Produce an exact transcription of the listing below, omitting the pictures.

> **Task inputs**:
■ ■ ■ ■ ■ ■ ■
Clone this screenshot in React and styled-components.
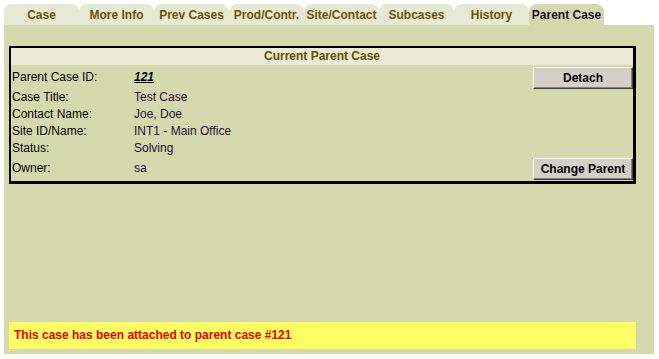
import styled, { createGlobalStyle } from "styled-components";

const Global = createGlobalStyle`
  body {
    margin: 0;
    background: #ffffff;
    font-family: Arial, "Liberation Sans", sans-serif;
    font-size: 12px;
  }
`;

const Page = styled.div`
  padding: 4px 5px 5px 4px;
  width: 650px;
`;

const TabBar = styled.div`
  display: flex;
  height: 21px;
`;

const Tab = styled.div`
  width: 75px;
  height: 21px;
  display: flex;
  align-items: center;
  justify-content: center;
  border-radius: 8px 8px 0 0;
  background: ${(p) => (p.active ? "#d5daae" : "#e6e9d3")};
  color: ${(p) => (p.active ? "#1c0f2e" : "#6f5204")};
  font-weight: bold;
  font-size: 12px;
  padding-top: 1px;
  box-sizing: border-box;
`;

const Panel = styled.div`
  background: #d5daae;
  height: 329px;
  padding: 21px 18px 5px 5px;
  box-sizing: border-box;
  display: flex;
  flex-direction: column;
  justify-content: space-between;
`;

const Box = styled.div`
  border: 2px solid #000;
  border-right-width: 3px;
  border-bottom-width: 3px;
`;

const BoxHeader = styled.div`
  background: #e8ead6;
  color: #6b4e00;
  text-align: center;
  font-weight: bold;
  height: 17px;
  line-height: 17px;
`;

const Grid = styled.div`
  display: grid;
  grid-template-columns: 122px 1fr 100px;
  grid-template-rows: 23px 17px 17px 17px 17px 23px;
  align-items: center;
  padding: 1px 0 1px 1px;
`;

const Label = styled.div`
  color: #000;
  height: ${(p) => (p.tall ? "23px" : "17px")};
  line-height: ${(p) => (p.tall ? "23px" : "17px")};
`;

const Value = styled.div`
  color: ${(p) => (p.link ? "#000" : "#2c0a3a")};
  height: ${(p) => (p.tall ? "23px" : "17px")};
  line-height: ${(p) => (p.tall ? "23px" : "17px")};
  font-weight: ${(p) => (p.link ? "bold" : "normal")};
  font-style: ${(p) => (p.link ? "italic" : "normal")};
  text-decoration: ${(p) => (p.link ? "underline" : "none")};
`;

const Button = styled.button`
  width: 100px;
  height: 22px;
  justify-self: end;
  background: #d4d0c8;
  border: 1px solid;
  border-color: #ffffff #404040 #404040 #ffffff;
  box-shadow: inset -1px -1px #808080;
  font-family: Arial, "Liberation Sans", sans-serif;
  font-size: 12px;
  font-weight: bold;
  color: #000;
  padding: 0;
`;

const Message = styled.div`
  background: #ffff66;
  color: #ee0000;
  font-weight: bold;
  font-size: 12px;
  height: 27px;
  line-height: 27px;
  padding-left: 5px;
`;

const tabs = [
  "Case",
  "More Info",
  "Prev Cases",
  "Prod/Contr.",
  "Site/Contact",
  "Subcases",
  "History",
  "Parent Case",
];

const Row = ({ label, value, tall, link, button }) => (
  <>
    <Label tall={tall}>{label}</Label>
    <Value tall={tall} link={link}>
      {value}
    </Value>
    {button ? <Button>{button}</Button> : <span />}
  </>
);

export default function App() {
  return (
    <Page>
      <Global />
      <TabBar>
        {tabs.map((t) => (
          <Tab key={t} active={t === "Parent Case"}>
            {t}
          </Tab>
        ))}
      </TabBar>
      <Panel>
        <Box>
          <BoxHeader>Current Parent Case</BoxHeader>
          <Grid>
            <Row label="Parent Case ID:" value="121" link tall button="Detach" />
            <Row label="Case Title:" value="Test Case" />
            <Row label="Contact Name:" value="Joe, Doe" />
            <Row label="Site ID/Name:" value="INT1 - Main Office" />
            <Row label="Status:" value="Solving" />
            <Row label="Owner:" value="sa" tall button="Change Parent" />
          </Grid>
        </Box>
        <Message>This case has been attached to parent case #121</Message>
      </Panel>
    </Page>
  );
}
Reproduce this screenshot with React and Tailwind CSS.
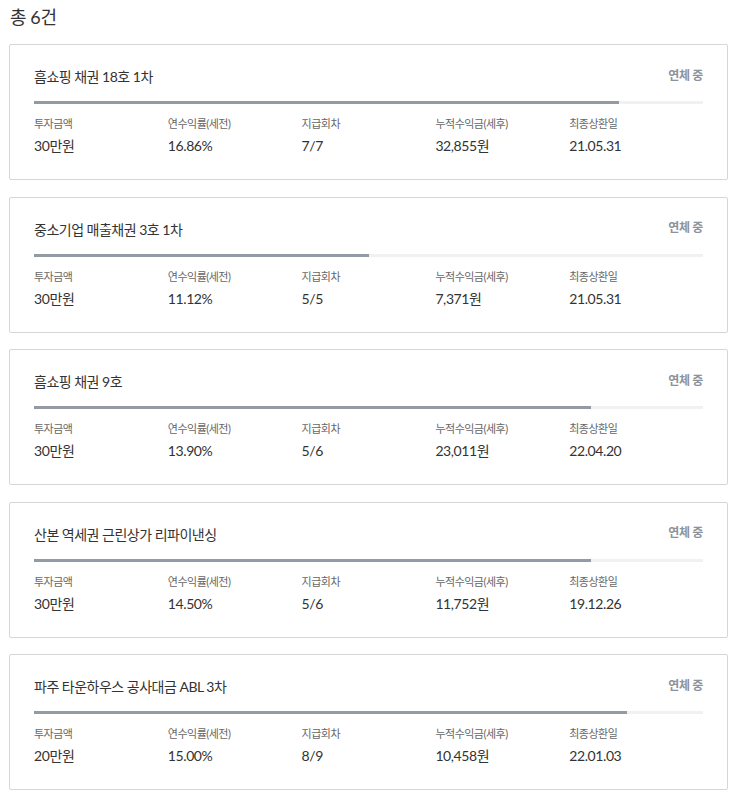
import React from "react";

const items = [
  { title: "흠쇼핑 채권 18호 1차", pct: 87.5, amount: "30만원", rate: "16.86%", count: "7/7", profit: "32,855원", date: "21.05.31" },
  { title: "중소기업 매출채권 3호 1차", pct: 50.1, amount: "30만원", rate: "11.12%", count: "5/5", profit: "7,371원", date: "21.05.31" },
  { title: "흠쇼핑 채권 9호", pct: 83.3, amount: "30만원", rate: "13.90%", count: "5/6", profit: "23,011원", date: "22.04.20" },
  { title: "산본 역세권 근린상가 리파이낸싱", pct: 83.3, amount: "30만원", rate: "14.50%", count: "5/6", profit: "11,752원", date: "19.12.26" },
  { title: "파주 타운하우스 공사대금 ABL 3차", pct: 88.7, amount: "20만원", rate: "15.00%", count: "8/9", profit: "10,458원", date: "22.01.03" },
];

function Cell({ label, value }) {
  return (
    <div className="flex flex-col">
      <div className="text-[11px] leading-[14px] text-[#666] tracking-[-0.5px]">{label}</div>
      <div className="mt-[6px] text-[14px] leading-[18px] text-[#333] tracking-[-0.4px]">{value}</div>
    </div>
  );
}

export default function App() {
  return (
    <div
      className="w-[738px] bg-white pl-[9px] pr-[10px] pb-[6px]"
      style={{ fontFamily: "Lato, 'Noto Sans CJK KR', sans-serif" }}
    >
      <div className="pt-[5px] h-[44px] pl-[1px] text-[18px] leading-[24px] text-[#333] tracking-[-0.4px]">총 6건</div>
      <div className="flex flex-col gap-[16.5px]">
        {items.map((it, i) => (
          <div key={i} className="border border-[#d6d6d6] rounded-[2px] px-6 pt-6 pb-6">
            <div className="flex items-center justify-between h-[16px]">
              <div className="text-[14px] leading-[16px] text-[#333] tracking-[-0.5px]">{it.title}</div>
              <div className="text-[12px] leading-[16px] font-bold text-[#8d939c] -mt-[3px] tracking-[-0.3px]">연체 중</div>
            </div>
            <div className="mt-4 h-[3px] bg-[#f1f1f1] w-full">
              <div className="h-full bg-[#939aa6]" style={{ width: `${it.pct}%` }} />
            </div>
            <div className="mt-[13px] grid grid-cols-5">
              <Cell label="투자금액" value={it.amount} />
              <Cell label="연수익률(세전)" value={it.rate} />
              <Cell label="지급회차" value={it.count} />
              <Cell label="누적수익금(세후)" value={it.profit} />
              <Cell label="최종상환일" value={it.date} />
            </div>
          </div>
        ))}
      </div>
    </div>
  );
}
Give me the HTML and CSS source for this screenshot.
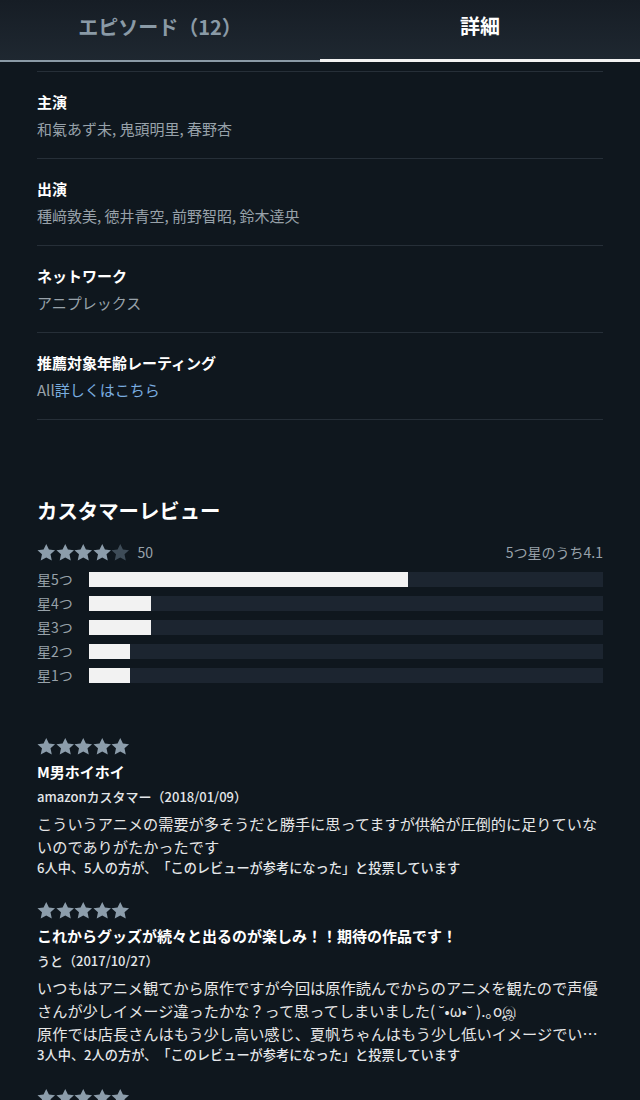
■ ■ ■ ■ ■ ■ ■
> **Response below**:
Clone this screenshot in React and styled-components.
import styled, { createGlobalStyle } from "styled-components";

const Global = createGlobalStyle`
  body {
    margin: 0;
    background: #ffffff;
    font-family: Arial, "Liberation Sans", sans-serif;
    font-size: 12px;
  }
`;

const Page = styled.div`
  padding: 4px 5px 5px 4px;
  width: 650px;
`;

const TabBar = styled.div`
  display: flex;
  height: 21px;
`;

const Tab = styled.div`
  width: 75px;
  height: 21px;
  display: flex;
  align-items: center;
  justify-content: center;
  border-radius: 8px 8px 0 0;
  background: ${(p) => (p.active ? "#d5daae" : "#e6e9d3")};
  color: ${(p) => (p.active ? "#1c0f2e" : "#6f5204")};
  font-weight: bold;
  font-size: 12px;
  padding-top: 1px;
  box-sizing: border-box;
`;

const Panel = styled.div`
  background: #d5daae;
  height: 329px;
  padding: 21px 18px 5px 5px;
  box-sizing: border-box;
  display: flex;
  flex-direction: column;
  justify-content: space-between;
`;

const Box = styled.div`
  border: 2px solid #000;
  border-right-width: 3px;
  border-bottom-width: 3px;
`;

const BoxHeader = styled.div`
  background: #e8ead6;
  color: #6b4e00;
  text-align: center;
  font-weight: bold;
  height: 17px;
  line-height: 17px;
`;

const Grid = styled.div`
  display: grid;
  grid-template-columns: 122px 1fr 100px;
  grid-template-rows: 23px 17px 17px 17px 17px 23px;
  align-items: center;
  padding: 1px 0 1px 1px;
`;

const Label = styled.div`
  color: #000;
  height: ${(p) => (p.tall ? "23px" : "17px")};
  line-height: ${(p) => (p.tall ? "23px" : "17px")};
`;

const Value = styled.div`
  color: ${(p) => (p.link ? "#000" : "#2c0a3a")};
  height: ${(p) => (p.tall ? "23px" : "17px")};
  line-height: ${(p) => (p.tall ? "23px" : "17px")};
  font-weight: ${(p) => (p.link ? "bold" : "normal")};
  font-style: ${(p) => (p.link ? "italic" : "normal")};
  text-decoration: ${(p) => (p.link ? "underline" : "none")};
`;

const Button = styled.button`
  width: 100px;
  height: 22px;
  justify-self: end;
  background: #d4d0c8;
  border: 1px solid;
  border-color: #ffffff #404040 #404040 #ffffff;
  box-shadow: inset -1px -1px #808080;
  font-family: Arial, "Liberation Sans", sans-serif;
  font-size: 12px;
  font-weight: bold;
  color: #000;
  padding: 0;
`;

const Message = styled.div`
  background: #ffff66;
  color: #ee0000;
  font-weight: bold;
  font-size: 12px;
  height: 27px;
  line-height: 27px;
  padding-left: 5px;
`;

const tabs = [
  "Case",
  "More Info",
  "Prev Cases",
  "Prod/Contr.",
  "Site/Contact",
  "Subcases",
  "History",
  "Parent Case",
];

const Row = ({ label, value, tall, link, button }) => (
  <>
    <Label tall={tall}>{label}</Label>
    <Value tall={tall} link={link}>
      {value}
    </Value>
    {button ? <Button>{button}</Button> : <span />}
  </>
);

export default function App() {
  return (
    <Page>
      <Global />
      <TabBar>
        {tabs.map((t) => (
          <Tab key={t} active={t === "Parent Case"}>
            {t}
          </Tab>
        ))}
      </TabBar>
      <Panel>
        <Box>
          <BoxHeader>Current Parent Case</BoxHeader>
          <Grid>
            <Row label="Parent Case ID:" value="121" link tall button="Detach" />
            <Row label="Case Title:" value="Test Case" />
            <Row label="Contact Name:" value="Joe, Doe" />
            <Row label="Site ID/Name:" value="INT1 - Main Office" />
            <Row label="Status:" value="Solving" />
            <Row label="Owner:" value="sa" tall button="Change Parent" />
          </Grid>
        </Box>
        <Message>This case has been attached to parent case #121</Message>
      </Panel>
    </Page>
  );
}
Reproduce this screenshot with React and Tailwind CSS.
import React from "react";

const items = [
  { title: "흠쇼핑 채권 18호 1차", pct: 87.5, amount: "30만원", rate: "16.86%", count: "7/7", profit: "32,855원", date: "21.05.31" },
  { title: "중소기업 매출채권 3호 1차", pct: 50.1, amount: "30만원", rate: "11.12%", count: "5/5", profit: "7,371원", date: "21.05.31" },
  { title: "흠쇼핑 채권 9호", pct: 83.3, amount: "30만원", rate: "13.90%", count: "5/6", profit: "23,011원", date: "22.04.20" },
  { title: "산본 역세권 근린상가 리파이낸싱", pct: 83.3, amount: "30만원", rate: "14.50%", count: "5/6", profit: "11,752원", date: "19.12.26" },
  { title: "파주 타운하우스 공사대금 ABL 3차", pct: 88.7, amount: "20만원", rate: "15.00%", count: "8/9", profit: "10,458원", date: "22.01.03" },
];

function Cell({ label, value }) {
  return (
    <div className="flex flex-col">
      <div className="text-[11px] leading-[14px] text-[#666] tracking-[-0.5px]">{label}</div>
      <div className="mt-[6px] text-[14px] leading-[18px] text-[#333] tracking-[-0.4px]">{value}</div>
    </div>
  );
}

export default function App() {
  return (
    <div
      className="w-[738px] bg-white pl-[9px] pr-[10px] pb-[6px]"
      style={{ fontFamily: "Lato, 'Noto Sans CJK KR', sans-serif" }}
    >
      <div className="pt-[5px] h-[44px] pl-[1px] text-[18px] leading-[24px] text-[#333] tracking-[-0.4px]">총 6건</div>
      <div className="flex flex-col gap-[16.5px]">
        {items.map((it, i) => (
          <div key={i} className="border border-[#d6d6d6] rounded-[2px] px-6 pt-6 pb-6">
            <div className="flex items-center justify-between h-[16px]">
              <div className="text-[14px] leading-[16px] text-[#333] tracking-[-0.5px]">{it.title}</div>
              <div className="text-[12px] leading-[16px] font-bold text-[#8d939c] -mt-[3px] tracking-[-0.3px]">연체 중</div>
            </div>
            <div className="mt-4 h-[3px] bg-[#f1f1f1] w-full">
              <div className="h-full bg-[#939aa6]" style={{ width: `${it.pct}%` }} />
            </div>
            <div className="mt-[13px] grid grid-cols-5">
              <Cell label="투자금액" value={it.amount} />
              <Cell label="연수익률(세전)" value={it.rate} />
              <Cell label="지급회차" value={it.count} />
              <Cell label="누적수익금(세후)" value={it.profit} />
              <Cell label="최종상환일" value={it.date} />
            </div>
          </div>
        ))}
      </div>
    </div>
  );
}
Give me the HTML and CSS source for this screenshot.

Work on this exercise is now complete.